More and more people are dabbling in cryptoassets, but few realise they may have tax to declare.

In a recent survey, HMRC found that one in ten UK adults own or have owned a cryptoasset. The majority of the owners (63%) also reported making a profit within the past year when disposing of their cryptoassets. However, less than half (42%) were aware that tax liabilities arise when purchasing goods and services using them.

Capital gains tax is the principal tax likely to apply to investments in cryptoassets. Despite this, over half (59%) of crytpoasset owners know little or nothing about CGT. More worryingly, only 28% had seen HMRC’s guidance on the tax treatment of cryptoassets, and only 16% had sought tax advice in respect of their holdings.

An area of concern for HMRC

Understandably, HMRC sees this as an area of concern and over the past few years it has sent nudge letters to individuals it suspect may have failed to declare taxable cryptoasset transactions. According to accounting firm UHY Hacker Young, the taxman has sent a total 8,329 letters since 2020/21.

The Treasury has estimated that tax non-compliance on the number of cryptoasset holdings could range from “as high as 55% to 95%.”

Daniel Howitt, chief executive and co-founder of crypto tax software provider Recap, said in the Financial Times: “Over the past 10 years, for most people with crypto it’s been almost voluntary to pay tax. There’s been no repercussions but things are changing quite dramatically as HMRCs gain access to better analytics.”

The recent reduction in the annual exemption for capital gains tax to £3,000 may also means more individuals need to declare.

Cryptoassets and the self-assessment form

This tax year, self-assessment tax return forms will feature a standalone sections for individuals and trusts which have disposed of crypto assets. Previously, the sale of cryptocurrencies were reported alongside a range of ‘other’ assets and reliefs. The change makes it harder for investors to overlook reporting requirements.

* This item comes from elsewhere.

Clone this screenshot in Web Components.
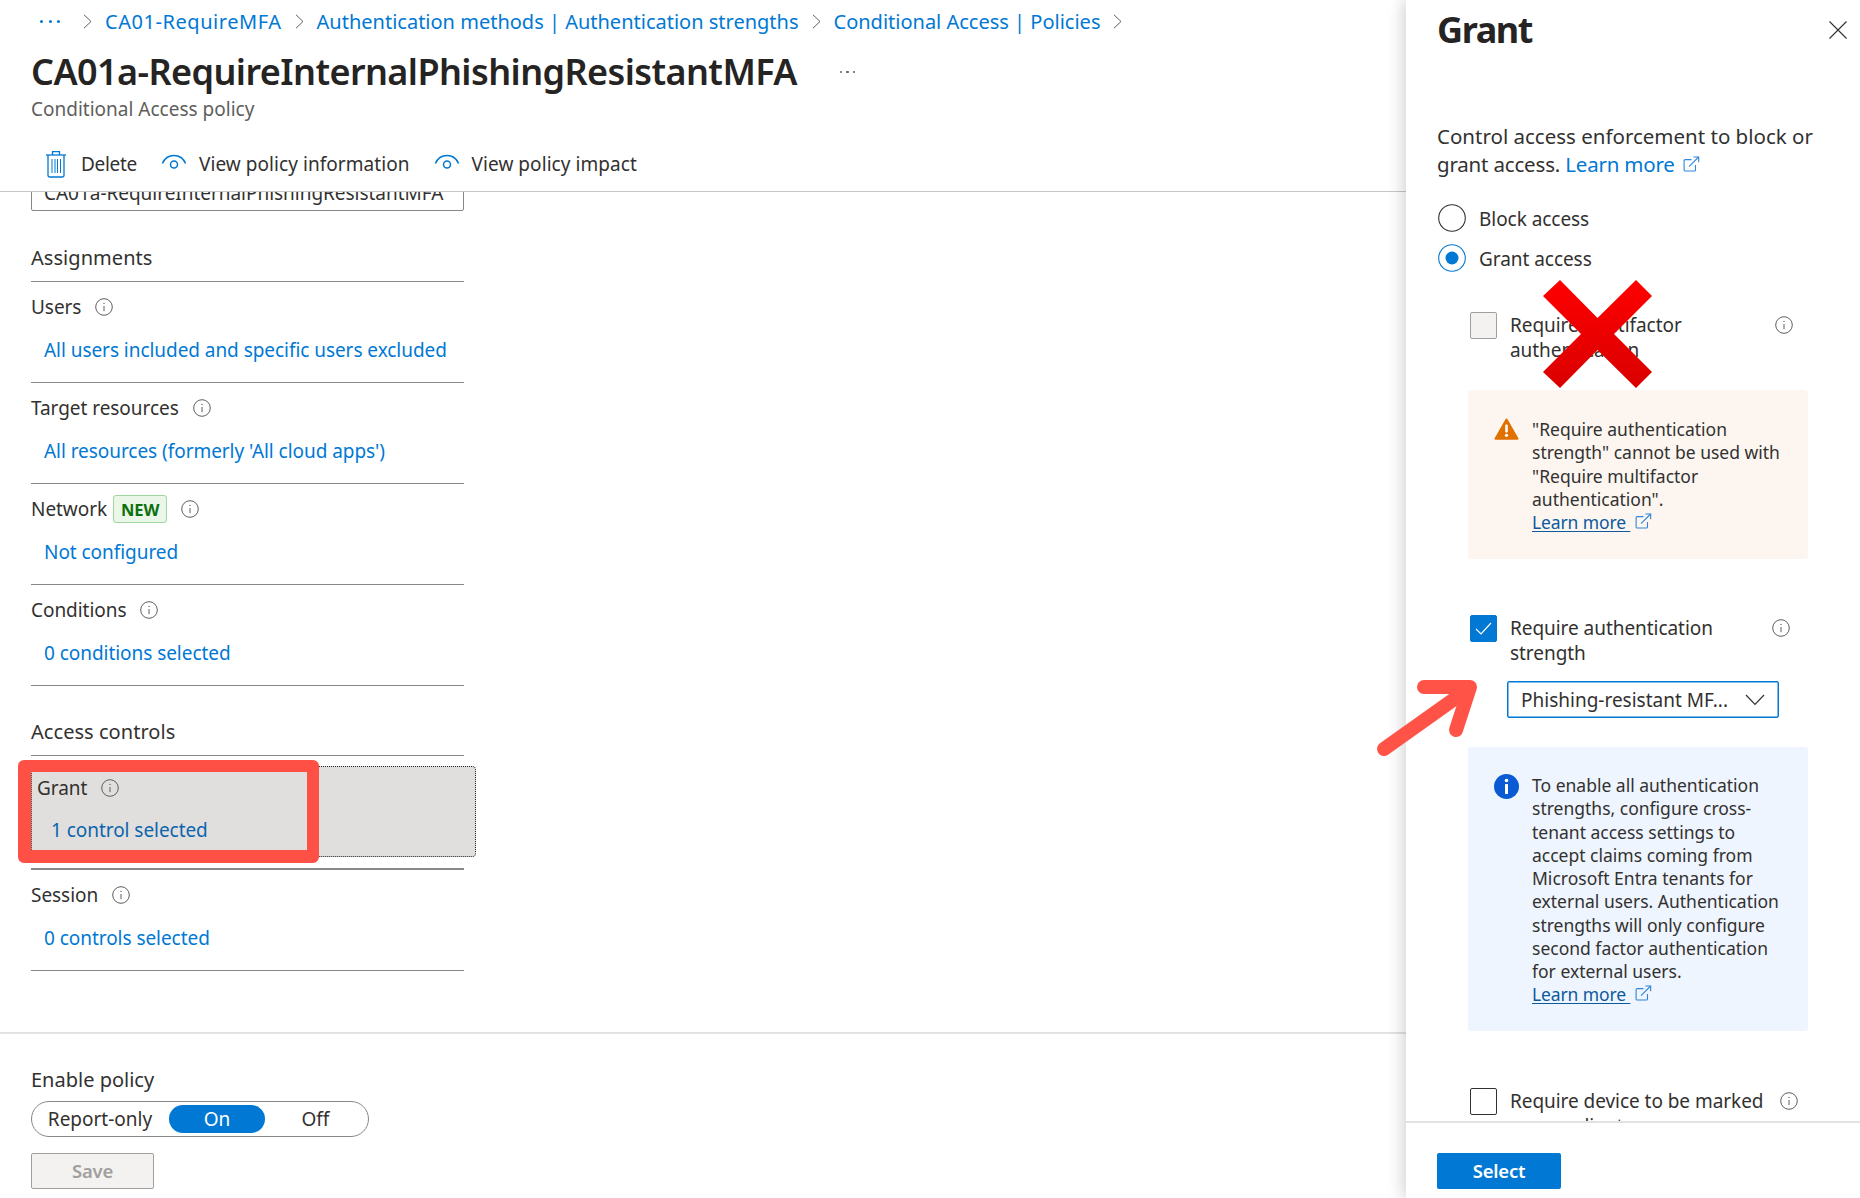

In addition, HMRC agreed a joint statement with 48 countries to help combat criminals using cryptoassets to evade and avoid billions in missing tax. The Cryptoasset Reporting Framework will mean crypto platforms will need to start sharing taxpayer information with tax authorities, which is not currently the case. It is expected to take effect from 2027.

The hope is the framework will provide the tax authority with access to standardised information to help them tackle tax non-compliance.